# [PROBLEM TO SOLVE]
Only the number is wanted: how many lines of the data contain "React"?

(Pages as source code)
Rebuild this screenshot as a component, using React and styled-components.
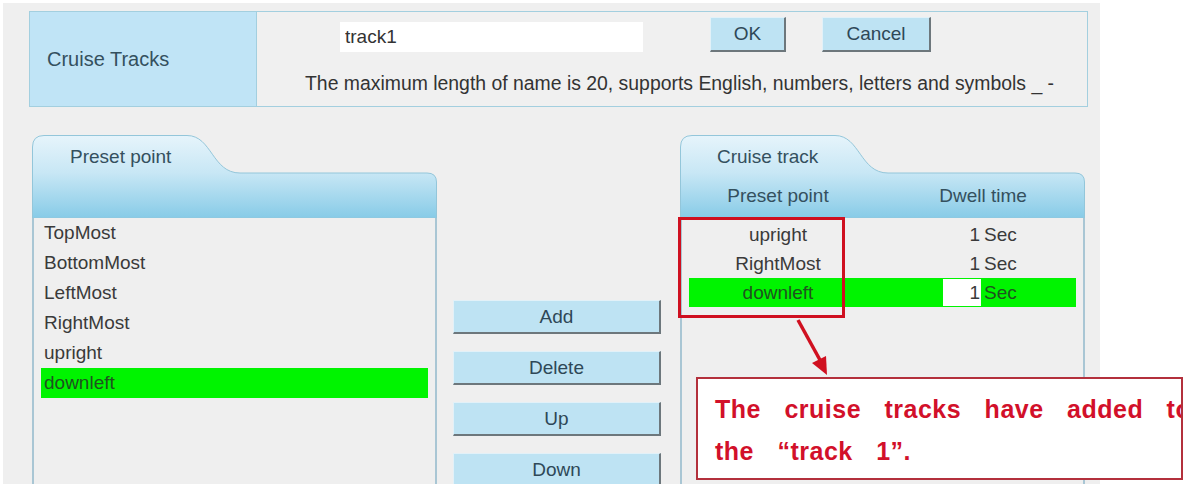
import React from 'react';
import styled, { createGlobalStyle } from 'styled-components';

const Global = createGlobalStyle`
  html, body { margin: 0; padding: 0; background: #ffffff; }
  body { font-family: "Liberation Sans", Arial, sans-serif; }
  * { box-sizing: border-box; }
`;

const Page = styled.div`
  position: relative;
  margin: 3px 0 0 3px;
  width: 1097px;
  height: 481px;
  background: #efefef;
  padding: 8px 0 0 26px;
  display: flex;
  flex-direction: column;
`;

const HeaderTable = styled.div`
  display: grid;
  grid-template-columns: 227px 1fr;
  width: 1059px;
  height: 96px;
  border: 1px solid #a3cfdf;
  flex-shrink: 0;
`;

const TitleCell = styled.div`
  background: #c0e4f6;
  border-right: 1px solid #a3cfdf;
  display: flex;
  align-items: center;
  padding-left: 17px;
  font-size: 20px;
  color: #34505e;
`;

const FormCell = styled.div`
  background: #f0f0f0;
  padding-top: 5px;
  display: flex;
  flex-direction: column;
`;

const FormRow = styled.div`
  display: flex;
  align-items: flex-end;
  padding-left: 83px;
`;

const NameInput = styled.input`
  width: 303px;
  height: 30px;
  border: none;
  background: #ffffff;
  font: 19px "Liberation Sans", Arial, sans-serif;
  color: #333;
  padding: 0 5px;
  outline: none;
`;

const ActionButton = styled.button`
  margin-left: ${p => p.$gap || 0}px;
  width: ${p => p.$w}px;
  height: ${p => p.$h || 35}px;
  flex-shrink: 0;
  background: #bee3f3;
  border: none;
  border-top: 1px solid #e2f1f8;
  border-left: 1px solid #e2f1f8;
  border-right: 2px solid #6d777c;
  border-bottom: 2px solid #6d777c;
  font: 19px "Liberation Sans", Arial, sans-serif;
  color: #2e4857;
  padding: 0;
`;

const HelpText = styled.div`
  margin-top: 20px;
  padding-left: 48px;
  font-size: 19.4px;
  color: #333;
  white-space: nowrap;
`;

const Main = styled.div`
  flex: 1;
  display: flex;
  margin-top: 28px;
  padding-left: 3px;
  padding-bottom: 2px;
`;

const Panel = styled.div`
  width: 405px;
  flex-shrink: 0;
  display: flex;
  flex-direction: column;
`;

const PanelHead = styled.div`
  position: relative;
  height: 83px;
  flex-shrink: 0;
`;

const HeadShape = styled.svg`
  position: absolute;
  left: 0;
  top: 0;
`;

const TabLabel = styled.div`
  position: relative;
  height: 38px;
  padding: 5px 0 0 ${p => p.$indent}px;
  line-height: 34px;
  font-size: 19px;
  color: #34505e;
`;

const HeadColumns = styled.div`
  position: relative;
  height: 45px;
  display: grid;
  grid-template-columns: 178px 210px;
  align-items: center;
  padding: 0 8px 0 9px;
  font-size: 19px;
  color: #34505e;
`;

const HeadCol = styled.div`
  text-align: center;
  padding-left: ${p => p.$shift || 0}px;
`;

const PanelBody = styled.div`
  flex: 1;
  border-left: 2px solid #a9c6d4;
  border-right: 2px solid #a9c6d4;
  padding: ${p => p.$top || 0}px 7px 0 7px;
`;

const ListItem = styled.div`
  height: 30px;
  line-height: 30px;
  padding-left: 3px;
  font-size: 19px;
  color: ${p => (p.$selected ? '#1f521f' : '#3a3a3a')};
  background: ${p => (p.$selected ? '#00f400' : 'transparent')};
`;

const Middle = styled.div`
  width: 243px;
  flex-shrink: 0;
  display: flex;
  flex-direction: column;
  gap: 17px;
  padding: 165px 0 0 16px;
  overflow: hidden;
`;

const TrackRow = styled.div`
  display: grid;
  grid-template-columns: 178px 1fr;
  height: 29px;
  align-items: center;
  font-size: 19px;
  color: ${p => (p.$selected ? '#1f521f' : '#3a3a3a')};
  background: ${p => (p.$selected ? '#00f400' : 'transparent')};
`;

const TrackName = styled.div`
  text-align: center;
`;

const DwellCell = styled.div`
  display: flex;
  align-items: center;
  padding-left: 76px;
`;

const DwellValue = styled.div`
  width: 38px;
  height: 27px;
  line-height: 27px;
  text-align: right;
  padding-right: 1px;
  color: #3a3a3a;
  background: ${p => (p.$editing ? '#ffffff' : 'transparent')};
`;

const DwellUnit = styled.span`
  margin-left: 3px;
`;

const RedFrame = styled.div`
  position: absolute;
  left: 675px;
  top: 214px;
  width: 167px;
  height: 101px;
  border: 3px solid #cf1020;
`;

const Arrow = styled.svg`
  position: absolute;
  left: 780px;
  top: 310px;
`;

const Callout = styled.div`
  position: absolute;
  left: 693px;
  top: 374px;
  width: 487px;
  height: 103px;
  background: #ffffff;
  border: 2px solid #b3303c;
  overflow: hidden;
  padding: 9px 0 0 17px;
  font-weight: bold;
  font-size: 25px;
  letter-spacing: 0.5px;
  word-spacing: 16px;
  line-height: 42px;
  color: #d2102a;
  white-space: nowrap;
`;

function TabShape() {
  return (
    <HeadShape width="405" height="83" viewBox="0 0 405 83">
      <defs>
        <linearGradient id="tabGrad" x1="0" y1="0" x2="0" y2="1">
          <stop offset="0" stopColor="#e6f4fb" />
          <stop offset="0.45" stopColor="#c8e7f5" />
          <stop offset="1" stopColor="#87cbe7" />
        </linearGradient>
      </defs>
      <path
        d="M0.5 83 L0.5 12 Q0.5 0.5 12 0.5 L155 0.5 C180 0.5 180 38 208 38 L395 38 Q404.5 38 404.5 47 L404.5 83 Z"
        fill="url(#tabGrad)"
        stroke="#93c6da"
        strokeWidth="1"
      />
    </HeadShape>
  );
}

const presets = ['TopMost', 'BottomMost', 'LeftMost', 'RightMost', 'upright', 'downleft'];
const track = [
  { name: 'upright', dwell: 1 },
  { name: 'RightMost', dwell: 1 },
  { name: 'downleft', dwell: 1, selected: true },
];

export default function App() {
  return (
    <>
      <Global />
      <Page>
        <HeaderTable>
          <TitleCell>Cruise Tracks</TitleCell>
          <FormCell>
            <FormRow>
              <NameInput defaultValue="track1" />
              <ActionButton $gap={67} $w={76}>OK</ActionButton>
              <ActionButton $gap={36} $w={109}>Cancel</ActionButton>
            </FormRow>
            <HelpText>
              The maximum length of name is 20, supports English, numbers, letters and symbols _ -
            </HelpText>
          </FormCell>
        </HeaderTable>

        <Main>
          <Panel>
            <PanelHead>
              <TabShape />
              <TabLabel $indent={38}>Preset point</TabLabel>
            </PanelHead>
            <PanelBody>
              {presets.map(p => (
                <ListItem key={p} $selected={p === 'downleft'}>{p}</ListItem>
              ))}
            </PanelBody>
          </Panel>

          <Middle>
            <ActionButton $w={208} $h={34}>Add</ActionButton>
            <ActionButton $w={208} $h={34}>Delete</ActionButton>
            <ActionButton $w={208} $h={34}>Up</ActionButton>
            <ActionButton $w={208} $h={34}>Down</ActionButton>
          </Middle>

          <Panel>
            <PanelHead>
              <TabShape />
              <TabLabel $indent={37}>Cruise track</TabLabel>
              <HeadColumns>
                <HeadCol>Preset point</HeadCol>
                <HeadCol $shift={22}>Dwell time</HeadCol>
              </HeadColumns>
            </PanelHead>
            <PanelBody $top={2}>
              {track.map(t => (
                <TrackRow key={t.name} $selected={t.selected}>
                  <TrackName>{t.name}</TrackName>
                  <DwellCell>
                    <DwellValue $editing={t.selected}>{t.dwell}</DwellValue>
                    <DwellUnit>Sec</DwellUnit>
                  </DwellCell>
                </TrackRow>
              ))}
            </PanelBody>
          </Panel>
        </Main>

        <RedFrame />
        <Arrow width="60" height="70" viewBox="0 0 60 70">
          <line x1="15" y1="7" x2="37" y2="47" stroke="#d01020" strokeWidth="3.5" />
          <polygon points="44,62 29,50 43,43" fill="#d01020" />
        </Arrow>
        <Callout>
          The cruise tracks have added to
          <br />
          the “track 1”.
        </Callout>
      </Page>
    </>
  );
}
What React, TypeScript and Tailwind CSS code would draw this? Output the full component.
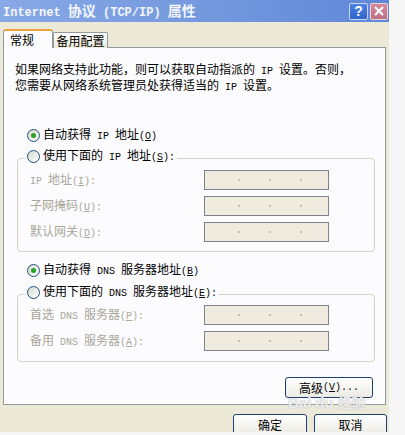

# [FINAL RESULT]
3